This guest post from Keivan Stassun originally appeared as a message on the aas_panchromatic email list. Keivan is a Professor of Astronomy at Vanderbilt University. In addition to researching star formation, Keivan is actively involved with several initiatives to engage minorities in astronomy and space sciences. The aas_panchromatic list is an online discussion forum sponsored by the AAS Committee on the Status of Minorities in Astronomy and its main purpose is to facilitate networking and mentorship of astronomers who are members of underrepresented minority groups.
A recent article in the APS News, Admissions Criteria and Diversity in Graduate School, is a must-read for anyone who is thinking about improving diversity in our graduate programs:
You can see immediately the consequence of lopping off the applicant pool at a Quantitative GRE score of 700: Most Asian Americans, nearly the majority of whites, and nearly the majority of men make the cutoff, whereas almost all Hispanics, Native Americans, and African Americans are cut out, as well as a clear majority of women. These statistics are from ETS, the GRE people themselves, yet amazingly this information has been largely unknown to my knowledge. Consider that it is not uncommon for physics/astronomy PhD programs to use a cutoff score of 650–700 on the quantitative GRE score, either as a matter of official policy, or more commonly as an unofficial consequence of ranking applicants by GRE score and applying a strong weight to that score.
This figure is another illustration of the same data that I find additionally compelling. While unfortunately lacking range bars, this version shows that the same effect holds when considering only those students who were Physical Science majors in college and who had undergraduate GPAs in the “A” range (defined as > 3.7).

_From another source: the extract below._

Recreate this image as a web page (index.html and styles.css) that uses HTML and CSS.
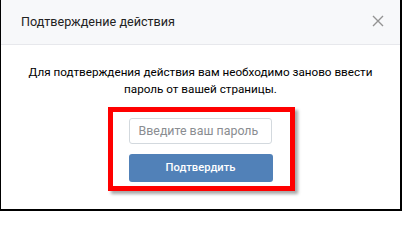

I think these data are a rallying cry for action. The AAS could be among the first professional societies to issue a “position statement” on the proper use of GRE scores in graduate admissions, recognizing that the data should be what drives our approaches, not our desire or belief that these standardized measures are predictive of success (where success in a PhD program can be defined as just about anything, because GRE scores correlate with almost nothing!).
In the Fisk-Vanderbilt Bridge Program, we have done away with GRE scores entirely. Instead, we perform a holistic review of each applicant, and we have developed an interview protocol that probes for what the psychology research literature calls “performance character”, essentially a measure of an individual’s demonstrated ability to persist in the face of challenge (also sometimes referred to as the “grit” factor). As I’ve heard one colleague say, “Persistence is the ‘P’ in PhD!” You can find our interview protocol in the article we published in the American Journal of Physics.
How do you think our grad admissions criteria can be modified to ensure that (1) women and minority applicants are not systematically eliminated, and (2) appropriate metrics are used to identify applicants with promise for success?